An Israeli diplomat said the main takeaway from this episode might be a “lesson in humility.” Netanyahu’s many statements over the past two years about a purported dramatic change in the world’s attitude to Israel now look different, to say the least, in light of the voting board in New York, where 128 glowing green squares appeared to the sound of thunderous applause that echoed in the chamber when the results became known.
But there were also modest compensations. Six countries broke the European Union consensus and acceded to Israel’s pressure to abstain. Hungary and its leader Victor Orban led the rebellion, joined by the Czech Republic, whose prime minister was lobbied by Netanyahu before the vote, and by Poland, whose position in Europe is weak now in any case, as well as by Croatia, Latvia and Romania. Austria and Lithuania, which are also considered friendly to Israel, voted in favor of the resolution. And at any rate, the East European abstention, as the Czech representative explained from the rostrum, was a weak one: “We don’t oppose the European Union’s position on the issue of Jerusalem [maintaining the 1967 lines], but we are abstaining because we don’t think that the vote this evening will advance peace.”

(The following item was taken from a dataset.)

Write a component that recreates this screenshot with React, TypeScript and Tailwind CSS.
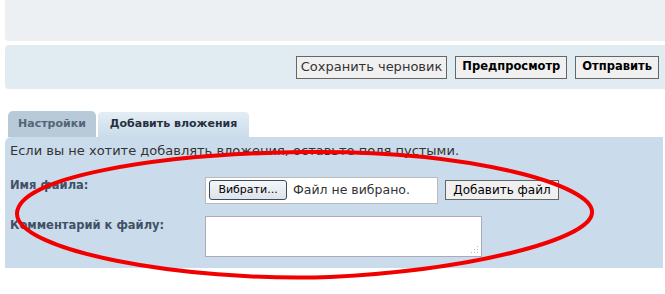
export default function App() {
  return (
    <div className="relative h-[294px] w-[665px] overflow-hidden bg-white font-['DejaVu_Sans',sans-serif] text-[12px] text-[#333]">
      {/* top panel */}
      <div className="ml-[5px] h-[41px] rounded-bl-[4px] bg-[#ECF0F3]" />

      {/* buttons bar */}
      <div className="ml-[5px] mt-[4px] flex h-[44px] items-center justify-end gap-[8px] rounded-l-[4px] bg-[#E1EBF2] pr-[6px]">
        <button className="h-[23px] border border-[#666] bg-[#F0F0F0] px-[4px] font-['DejaVu_Sans',sans-serif] text-[13px] text-[#333]">
          Сохранить черновик
        </button>
        <button className="h-[23px] border border-[#666] bg-[#F0F0F0] px-[6px] text-[11.5px] font-bold text-black">
          Предпросмотр
        </button>
        <button className="h-[23px] border border-[#666] bg-[#F0F0F0] px-[6px] text-[11.5px] font-bold text-black">
          Отправить
        </button>
      </div>

      {/* tabs */}
      <div className="ml-[8px] mt-[22px] flex h-[26px] items-end gap-[1px]">
        <div className="flex h-[26px] w-[88px] items-center justify-center rounded-t-[5px] bg-[#B8CAD8] text-[11px] font-bold text-[#536477]">
          Настройки
        </div>
        <div className="flex h-[26px] w-[153px] items-center justify-center rounded-t-[5px] border border-b-0 border-white bg-gradient-to-b from-[#E4EDF4] to-[#CADCEB] text-[11px] font-bold text-[#28313F]">
          Добавить вложения
        </div>
      </div>

      {/* attachments panel */}
      <div className="ml-[5px] mr-[2px] h-[131px] rounded-tl-[6px] bg-[#CADCEB] px-[5px] pt-[4px]">
        <p className="text-[13px] text-[#333]">Если вы не хотите добавлять вложения, оставьте поля пустыми.</p>

        <div className="mt-[16px] flex items-start">
          <div className="w-[195px] pt-[0px] text-[11.5px] font-bold text-[#425067]">Имя файла:</div>
          <div className="flex h-[27px] w-[233px] items-center gap-[6px] border border-[#BBB] bg-white px-[3px]">
            <span className="flex h-[20px] w-[78px] items-center justify-center rounded-[3px] border border-[#3D4A5C] bg-gradient-to-b from-[#F4F6F9] to-[#DDE3EB] text-[11px] text-black">
              Вибрати...
            </span>
            <span className="text-[12.5px] text-[#333]">Файл не вибрано.</span>
          </div>
          <button className="ml-[7px] mt-[3px] h-[20px] w-[114px] border border-[#666] bg-[#F0F0F0] text-[12px] text-black">
            Добавить файл
          </button>
        </div>

        <div className="mt-[12px] flex items-start">
          <div className="w-[195px] pt-[1px] text-[11.5px] font-bold text-[#425067]">Комментарий к файлу:</div>
          <div className="relative h-[41px] w-[277px] border border-[#AAB] bg-white">
            <svg className="absolute bottom-[2px] right-[2px]" width="9" height="9" viewBox="0 0 9 9">
              <g fill="#BBB">
                <rect x="7" y="1" width="1" height="1" />
                <rect x="4" y="4" width="1" height="1" />
                <rect x="7" y="4" width="1" height="1" />
                <rect x="1" y="7" width="1" height="1" />
                <rect x="4" y="7" width="1" height="1" />
                <rect x="7" y="7" width="1" height="1" />
              </g>
            </svg>
          </div>
        </div>
      </div>

      {/* hand-drawn red ellipse */}
      <svg className="pointer-events-none absolute left-0 top-0" width="665" height="294" viewBox="0 0 665 294">
        <path
          d="M305 152 C 470 150, 595 185, 592 213 C 590 240, 470 270, 330 277 C 180 282, 15 250, 17 213 C 19 178, 150 154, 305 152 Z"
          fill="none"
          stroke="#F20000"
          strokeWidth="4"
        />
      </svg>
    </div>
  );
}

The Foreign Ministry’s reserved its dimmest view for “classical Europe.” Germany, for example. Some African countries, where Israel is investing major efforts, abstained (for example Rwanda and South Sudan) or were absent (such as Kenya) while one, Togo, even voted against the resolution. It was also interesting to note the abstention of Argentina, where Netanyahu also visited this year. However, the bottom line, if we scrutinize Netanyahu’s trips this year, and there were many – 59 days abroad – there is no evidence that these visits paid off Thursday in the UN General Assembly.
Compared to the results of previous significant votes, for example in 2012 on upgrading the Palestinians to observer status, there is some improvement as far as the government is concerned: Then, 138 countries voted yes; this time “only” 128 did so. But this time it wasn’t only support for Israel that was being tested – it was mainly support for the United States that was on the line. Because U.S. President Donald Trump and his ambassador to the United Nations, Nikki Haley, had not hesitated to make outright threats in recent days (“to take names”) and to seek revenge for “yes” votes by cutting off those countries’ U.S. aid, the small green squares on the board marked not only the clear support of most countries for a two-state solution within the 1967 borders, but also an increasing lack of confidence in the Trump administration as a fair mediator in the conflict and in Trump himself as the leader of a world power.